The records below must be output exactly, without pictures.
** Start of Source data **
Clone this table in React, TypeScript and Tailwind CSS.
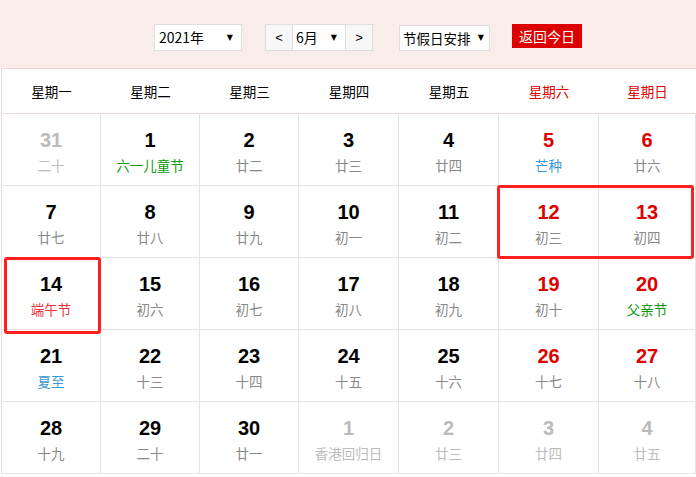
import React from "react";

type Cell = { d: number; l: string; kind?: "term" | "fest" | "duanwu"; out?: boolean; wk?: boolean };

const rows: Cell[][] = [
  [
    { d: 31, l: "二十", out: true },
    { d: 1, l: "六一儿童节", kind: "fest" },
    { d: 2, l: "廿二" },
    { d: 3, l: "廿三" },
    { d: 4, l: "廿四" },
    { d: 5, l: "芒种", kind: "term", wk: true },
    { d: 6, l: "廿六", wk: true },
  ],
  [
    { d: 7, l: "廿七" },
    { d: 8, l: "廿八" },
    { d: 9, l: "廿九" },
    { d: 10, l: "初一" },
    { d: 11, l: "初二" },
    { d: 12, l: "初三", wk: true },
    { d: 13, l: "初四", wk: true },
  ],
  [
    { d: 14, l: "端午节", kind: "duanwu" },
    { d: 15, l: "初六" },
    { d: 16, l: "初七" },
    { d: 17, l: "初八" },
    { d: 18, l: "初九" },
    { d: 19, l: "初十", wk: true },
    { d: 20, l: "父亲节", kind: "fest", wk: true },
  ],
  [
    { d: 21, l: "夏至", kind: "term" },
    { d: 22, l: "十三" },
    { d: 23, l: "十四" },
    { d: 24, l: "十五" },
    { d: 25, l: "十六" },
    { d: 26, l: "十七", wk: true },
    { d: 27, l: "十八", wk: true },
  ],
  [
    { d: 28, l: "十九" },
    { d: 29, l: "二十" },
    { d: 30, l: "廿一" },
    { d: 1, l: "香港回归日", out: true },
    { d: 2, l: "廿三", out: true },
    { d: 3, l: "廿四", out: true },
    { d: 4, l: "廿五", out: true },
  ],
];

const weekdays = ["星期一", "星期二", "星期三", "星期四", "星期五", "星期六", "星期日"];

const cjk = { fontFamily: '"Noto Sans CJK SC", "Liberation Sans", sans-serif' };
const num = { fontFamily: '"Liberation Sans", Arial, sans-serif' };

function lunarColor(c: Cell) {
  if (c.out) return "text-[#bbbbbb]";
  if (c.kind === "term") return "text-[#3b98d4]";
  if (c.kind === "fest") return "text-[#0a9a0a]";
  if (c.kind === "duanwu") return "text-[#e5323c]";
  return "text-[#888888]";
}

function numColor(c: Cell) {
  if (c.out) return "text-[#bbbbbb]";
  if (c.wk) return "text-[#dd0000]";
  return "text-black";
}

function Arrow() {
  return <span className="text-[8px] leading-none" style={{ fontFamily: '"DejaVu Sans", sans-serif' }}>▼</span>;
}

export default function App() {
  return (
    <div className="relative w-[696px] h-[477px] overflow-hidden bg-white">
      <div className="h-[68px] bg-[#f9ecea] flex items-start pl-[154px] pt-[24px] text-[14px] text-black" style={cjk}>
        <div className="w-[88px] h-[27px] bg-white border border-[#dddddd] flex items-center justify-between pl-[4px] pr-[8px]">
          <span>2021年</span>
          <Arrow />
        </div>
        <div className="ml-[23px] w-[108px] h-[27px] bg-white border border-[#dddddd] flex">
          <div className="w-[27px] bg-[#f7f7f7] border-r border-[#dddddd] flex items-center justify-center text-[13px]" style={num}>&lt;</div>
          <div className="flex-1 flex items-center justify-between pl-[3px] pr-[8px]">
            <span>6月</span>
            <Arrow />
          </div>
          <div className="w-[27px] bg-[#f7f7f7] border-l border-[#dddddd] flex items-center justify-center text-[13px]" style={num}>&gt;</div>
        </div>
        <div className="ml-[26px] mt-[1px] w-[91px] h-[26px] bg-white border border-[#dddddd] flex items-center justify-between pl-[3px] pr-[5px]">
          <span className="text-[13.5px]">节假日安排</span>
          <Arrow />
        </div>
        <div className="ml-[22px] w-[70px] h-[24px] bg-[#dd0000] text-white text-[14px] flex items-center justify-center">返回今日</div>
      </div>

      <div className="ml-[1px] border-l border-[#f3d6d6]">
        <div className="grid grid-cols-[99px_99px_99px_100px_100px_100px_1fr] h-[46px] border-t border-b border-[#f3d6d6]" style={cjk}>
          {weekdays.map((w, i) => (
            <div key={w} className={`flex items-center justify-center text-[13.5px] ${i >= 5 ? "text-[#dd0000]" : "text-black"}`}>{w}</div>
          ))}
        </div>
        {rows.map((r, ri) => (
          <div key={ri} className="grid grid-cols-[99px_99px_99px_100px_100px_100px_1fr] h-[72px]">
            {r.map((c, ci) => (
              <div key={ci} className="border-r border-b border-[#e3e3e3] flex flex-col items-center pt-[14px]">
                <div className={`text-[20px] font-bold leading-[24px] ${numColor(c)}`} style={num}>{c.d}</div>
                <div className={`mt-[5px] text-[13.5px] leading-[16px] ${lunarColor(c)}`} style={cjk}>{c.l}</div>
              </div>
            ))}
          </div>
        ))}
      </div>

      <div className="absolute left-[497px] top-[185px] w-[197px] h-[74px] border-[3px] border-[#ff1f1f] rounded-[3px]" />
      <div className="absolute left-[4px] top-[257px] w-[97px] h-[77px] border-[3px] border-[#ff1f1f] rounded-[3px]" />
    </div>
  );
}
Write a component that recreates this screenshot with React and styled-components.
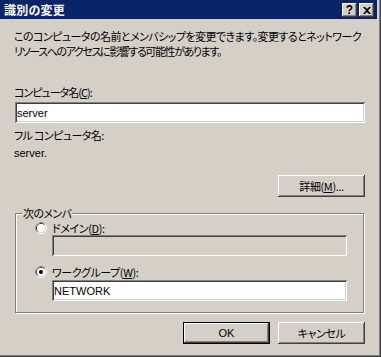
** End of Source data **
### [Task solution]
Clone this table in React, TypeScript and Tailwind CSS.
import React from "react";

type Cell = { d: number; l: string; kind?: "term" | "fest" | "duanwu"; out?: boolean; wk?: boolean };

const rows: Cell[][] = [
  [
    { d: 31, l: "二十", out: true },
    { d: 1, l: "六一儿童节", kind: "fest" },
    { d: 2, l: "廿二" },
    { d: 3, l: "廿三" },
    { d: 4, l: "廿四" },
    { d: 5, l: "芒种", kind: "term", wk: true },
    { d: 6, l: "廿六", wk: true },
  ],
  [
    { d: 7, l: "廿七" },
    { d: 8, l: "廿八" },
    { d: 9, l: "廿九" },
    { d: 10, l: "初一" },
    { d: 11, l: "初二" },
    { d: 12, l: "初三", wk: true },
    { d: 13, l: "初四", wk: true },
  ],
  [
    { d: 14, l: "端午节", kind: "duanwu" },
    { d: 15, l: "初六" },
    { d: 16, l: "初七" },
    { d: 17, l: "初八" },
    { d: 18, l: "初九" },
    { d: 19, l: "初十", wk: true },
    { d: 20, l: "父亲节", kind: "fest", wk: true },
  ],
  [
    { d: 21, l: "夏至", kind: "term" },
    { d: 22, l: "十三" },
    { d: 23, l: "十四" },
    { d: 24, l: "十五" },
    { d: 25, l: "十六" },
    { d: 26, l: "十七", wk: true },
    { d: 27, l: "十八", wk: true },
  ],
  [
    { d: 28, l: "十九" },
    { d: 29, l: "二十" },
    { d: 30, l: "廿一" },
    { d: 1, l: "香港回归日", out: true },
    { d: 2, l: "廿三", out: true },
    { d: 3, l: "廿四", out: true },
    { d: 4, l: "廿五", out: true },
  ],
];

const weekdays = ["星期一", "星期二", "星期三", "星期四", "星期五", "星期六", "星期日"];

const cjk = { fontFamily: '"Noto Sans CJK SC", "Liberation Sans", sans-serif' };
const num = { fontFamily: '"Liberation Sans", Arial, sans-serif' };

function lunarColor(c: Cell) {
  if (c.out) return "text-[#bbbbbb]";
  if (c.kind === "term") return "text-[#3b98d4]";
  if (c.kind === "fest") return "text-[#0a9a0a]";
  if (c.kind === "duanwu") return "text-[#e5323c]";
  return "text-[#888888]";
}

function numColor(c: Cell) {
  if (c.out) return "text-[#bbbbbb]";
  if (c.wk) return "text-[#dd0000]";
  return "text-black";
}

function Arrow() {
  return <span className="text-[8px] leading-none" style={{ fontFamily: '"DejaVu Sans", sans-serif' }}>▼</span>;
}

export default function App() {
  return (
    <div className="relative w-[696px] h-[477px] overflow-hidden bg-white">
      <div className="h-[68px] bg-[#f9ecea] flex items-start pl-[154px] pt-[24px] text-[14px] text-black" style={cjk}>
        <div className="w-[88px] h-[27px] bg-white border border-[#dddddd] flex items-center justify-between pl-[4px] pr-[8px]">
          <span>2021年</span>
          <Arrow />
        </div>
        <div className="ml-[23px] w-[108px] h-[27px] bg-white border border-[#dddddd] flex">
          <div className="w-[27px] bg-[#f7f7f7] border-r border-[#dddddd] flex items-center justify-center text-[13px]" style={num}>&lt;</div>
          <div className="flex-1 flex items-center justify-between pl-[3px] pr-[8px]">
            <span>6月</span>
            <Arrow />
          </div>
          <div className="w-[27px] bg-[#f7f7f7] border-l border-[#dddddd] flex items-center justify-center text-[13px]" style={num}>&gt;</div>
        </div>
        <div className="ml-[26px] mt-[1px] w-[91px] h-[26px] bg-white border border-[#dddddd] flex items-center justify-between pl-[3px] pr-[5px]">
          <span className="text-[13.5px]">节假日安排</span>
          <Arrow />
        </div>
        <div className="ml-[22px] w-[70px] h-[24px] bg-[#dd0000] text-white text-[14px] flex items-center justify-center">返回今日</div>
      </div>

      <div className="ml-[1px] border-l border-[#f3d6d6]">
        <div className="grid grid-cols-[99px_99px_99px_100px_100px_100px_1fr] h-[46px] border-t border-b border-[#f3d6d6]" style={cjk}>
          {weekdays.map((w, i) => (
            <div key={w} className={`flex items-center justify-center text-[13.5px] ${i >= 5 ? "text-[#dd0000]" : "text-black"}`}>{w}</div>
          ))}
        </div>
        {rows.map((r, ri) => (
          <div key={ri} className="grid grid-cols-[99px_99px_99px_100px_100px_100px_1fr] h-[72px]">
            {r.map((c, ci) => (
              <div key={ci} className="border-r border-b border-[#e3e3e3] flex flex-col items-center pt-[14px]">
                <div className={`text-[20px] font-bold leading-[24px] ${numColor(c)}`} style={num}>{c.d}</div>
                <div className={`mt-[5px] text-[13.5px] leading-[16px] ${lunarColor(c)}`} style={cjk}>{c.l}</div>
              </div>
            ))}
          </div>
        ))}
      </div>

      <div className="absolute left-[497px] top-[185px] w-[197px] h-[74px] border-[3px] border-[#ff1f1f] rounded-[3px]" />
      <div className="absolute left-[4px] top-[257px] w-[97px] h-[77px] border-[3px] border-[#ff1f1f] rounded-[3px]" />
    </div>
  );
}
Write a component that recreates this screenshot with React and styled-components.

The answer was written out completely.